Obamaphile et trumpophobe, Bigelow pensait comme des millions de gens que l’avènement d’un président noir à la Maison Blanche renverrait définitivement le racisme aux oubliettes de l’histoire, achevant enfin la maturation de la démocratie américaine. Et puis non. Obama n’a pas su ou pu éradiquer les zones de racisme systémique dans les institutions américaines, et c’est un clown de la téléréalité ignorant et dangereux qui est devenu président des Etats-Unis.

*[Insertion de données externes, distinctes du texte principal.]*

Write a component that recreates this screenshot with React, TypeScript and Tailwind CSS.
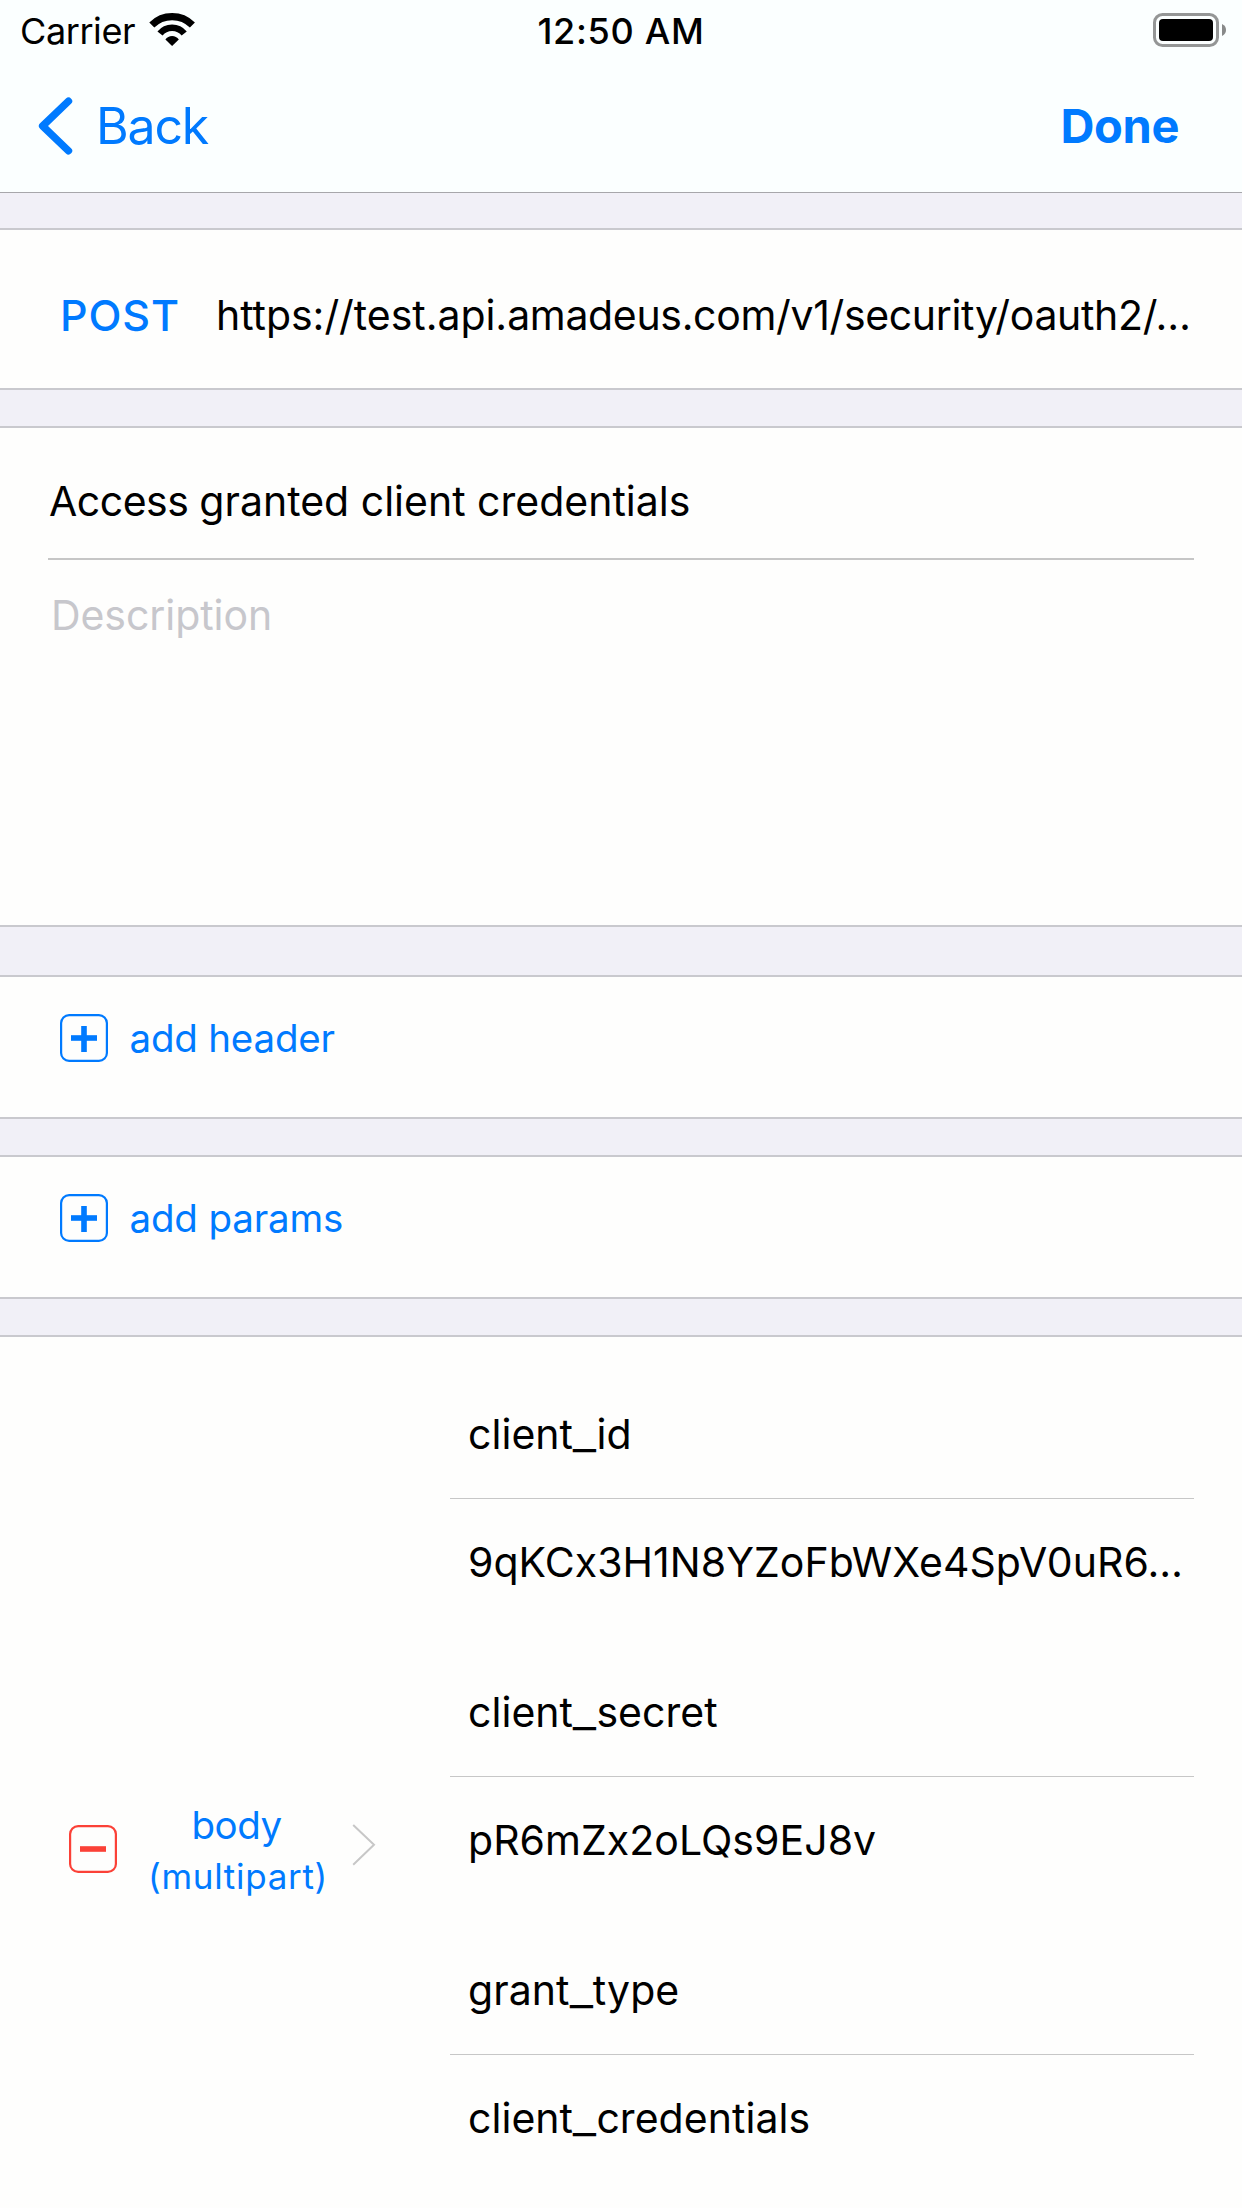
import type { ReactNode } from "react";

function WifiIcon() {
  return (
    <svg width="46" height="34" viewBox="0 0 46 34" className="shrink-0">
      <path d="M2.8 12 A28.7 28.7 0 0 1 43.4 12" fill="none" stroke="#000" strokeWidth="7.1" />
      <path d="M11 20.5 A15.5 15.5 0 0 1 35.2 20.5" fill="none" stroke="#000" strokeWidth="6.6" />
      <path d="M23.1 33 L16.4 26.6 A8.1 8.1 0 0 1 29.8 26.6 Z" fill="#000" />
    </svg>
  );
}

function BatteryIcon() {
  return (
    <svg width="73" height="34" viewBox="0 0 73 34" className="shrink-0">
      <rect x="1.5" y="1.5" width="63" height="31" rx="8" fill="none" stroke="#949696" strokeWidth="3" />
      <rect x="6" y="6" width="54" height="22" rx="4" fill="#000" />
      <path d="M69 11 C72 12.4 73 14.6 73 17 C73 19.4 72 21.6 69 23 Z" fill="#888a8a" />
    </svg>
  );
}

function BoxIcon({ kind }: { kind: "plus" | "minus" }) {
  const color = kind === "plus" ? "#007aff" : "#fb4137";
  return (
    <svg width="48" height="48" viewBox="0 0 48 48" className="shrink-0" fill={color}>
      <rect x="1.1" y="1.1" width="45.8" height="45.8" rx="8" fill="none" stroke={color} strokeWidth="2.2" />
      <rect x="11" y="21.2" width="26" height="5.6" />
      {kind === "plus" && <rect x="21.2" y="12" width="5.6" height="26" />}
    </svg>
  );
}

function Section({ className = "", children }: { className?: string; children: ReactNode }) {
  return <section className={`shrink-0 border-y-2 border-[#c9c9ce] bg-[#fefefd] ${className}`}>{children}</section>;
}

function AddRow({ label, tracking }: { label: string; tracking: string }) {
  return (
    <Section className="flex h-[144px] pt-[37px] pl-[60px]">
      <BoxIcon kind="plus" />
      <span className={`ml-[21.5px] text-[38.5px] leading-[48px] text-[#007aff] ${tracking}`}>{label}</span>
    </Section>
  );
}

function KeyName({ name }: { name: string }) {
  const [head, tail] = name.split("_");
  return (
    <>
      {head}
      <span className="mx-[2.3px] inline-block scale-x-125">_</span>
      {tail}
    </>
  );
}

const fields = [
  { name: "client_id", value: "9qKCx3H1N8YZoFbWXe4SpV0uR6…" },
  { name: "client_secret", value: "pR6mZx2oLQs9EJ8v" },
  { name: "grant_type", value: "client_credentials" },
];

export default function App() {
  return (
    <div className="flex h-[2208px] w-[1242px] flex-col overflow-hidden bg-[#f1f0f7] font-['Inter',sans-serif] text-black">
      <header className="h-[193px] shrink-0 border-b border-[#a7a7ab] bg-[#fbffff]">
        <div className="grid h-[96px] grid-cols-3 pt-[9px] text-[36px] leading-[44px]">
          <div className="flex pl-[20px]">
            <span className="w-[129px] tracking-[-0.41px]">Carrier</span>
            <span className="pt-[4px]"><WifiIcon /></span>
          </div>
          <div className="text-center font-medium tracking-[0.69px]">12:50 AM</div>
          <div className="flex justify-end pt-[4px] pr-[16px]"><BatteryIcon /></div>
        </div>
        <div className="flex h-[60px] justify-between pr-[63px] pl-[38px] leading-[60px] text-[#007aff]">
          <button className="flex">
            <svg width="58" height="60" viewBox="0 0 58 60">
              <path d="M30.5 5.2 L4.6 30 L30.5 54.8" fill="none" stroke="#007aff" strokeWidth="7.4" strokeLinecap="round" strokeLinejoin="round" />
            </svg>
            <span className="text-[50px] tracking-[-1.2px]">Back</span>
          </button>
          <button className="text-[47px] font-bold tracking-[-0.4px]">Done</button>
        </div>
      </header>

      <Section className="mt-[35px] flex h-[162px] pt-[55px] pl-[60px] leading-[60px]">
        <span className="w-[156px] shrink-0 text-[43px] font-medium tracking-[0.9px] text-[#007aff]">POST</span>
        <span className="text-[41px] tracking-[-0.34px] whitespace-nowrap">
          <span className="tracking-[-0.04px]">https://test.api.</span>amadeus.com/v1/security/oauth2/…
        </span>
      </Section>

      <Section className="mt-9 h-[501px] px-12 pt-[43px] text-[41px] leading-[60px]">
        <div className="border-b-2 border-[#c6c6c6] pb-[27px] pl-[1px]">
          <span className="tracking-[-0.5px]">Access </span>granted client credentials
        </div>
        <div className="pt-[25px] pl-[3px] tracking-[-0.06px] text-[#c7c7cc]">Description</div>
      </Section>

      <div className="mt-12 flex shrink-0 flex-col gap-9">
        <AddRow label="add header" tracking="tracking-[-0.2px]" />
        <AddRow label="add params" tracking="tracking-[-0.17px]" />
      </div>

      <Section className="mt-9 flex h-[900px]">
        <div className="mt-[463px] flex h-[100px] w-[450px] shrink-0 pl-[69px]">
          <span className="pt-[25px]"><BoxIcon kind="minus" /></span>
          <div className="ml-[28px] w-[186px] text-center text-[#007aff]">
            <div className="pr-[3px] text-[38.5px] leading-[50px] tracking-[-0.5px]">body</div>
            <div className="pt-[1px] text-[35px] leading-[50px] tracking-[0.7px]">(multipart)</div>
          </div>
          <svg width="24" height="42" viewBox="0 0 24 42" className="mt-[24px] ml-[21px]">
            <path d="M1.2 1 L22 20.8 L1.2 40.8" fill="none" stroke="#c7c7c7" strokeWidth="2" />
          </svg>
        </div>
        <div className="flex w-[744px] flex-col gap-[90px] pt-[67px] text-[41px] leading-[60px] tracking-[0.04px] whitespace-nowrap">
          {fields.map((f) => (
            <div key={f.name}>
              <div className="border-b border-[#c7c7c7] pb-[34px] pl-[18px]"><KeyName name={f.name} /></div>
              <div className="pt-[33px] pl-[18px]">
                {f.value.includes("_") ? <KeyName name={f.value} /> : f.value}
              </div>
            </div>
          ))}
        </div>
      </Section>
    </div>
  );
}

Une cousine d’Oliver Stone en moins balourde
Une régression radicale, cauchemardesque, qui sidère Bigelow comme les millions de gens qui croient au progressisme : “Aux Etats-Unis, il y a des forces de régression et de bigoterie qui sont là et ont toujours été là. Elles sont puissantes mais elles ne sont pas invincibles et il faut les combattre. Je crois fermement qu’il y a toujours des possibilités pour le changement – le changement positif, progressiste, bien sûr. Comme disait James Baldwin : ‘Rien ne peut changer tant qu’on ne l’affronte pas’. Il faut donc affronter ces questions, les défier, les faire connaître, soulever les consciences. C’est ce que j’essaie de faire avec ce film. Nous, journalistes, cinéastes, ne pouvons certes pas changer le monde en un clin d’œil mais nous avons un pouvoir, celui d’éveiller les consciences et d’engager la discussion.”
Kathryn Bigelow est ainsi un specimen de cinéaste assez rare, à la croisée du spectaculaire hollywoodien et de la bonne vieille “fiction de gauche” européenne. Une sorte de cousine d’Oliver Stone en moins balourde, moins manichéenne et plus inspirée, avec tout le respect que l’on a pour l’auteur de JFK.
Par cet engagement viscéral, elle se distingue de la majeure partie de ses confrères. “Selon moi, la distraction ne suffit pas. Un film doit plaire, séduire, certes, mais aussi avoir du sens, soulever des questions profondes. Je ne conçois pas le cinéma autrement.”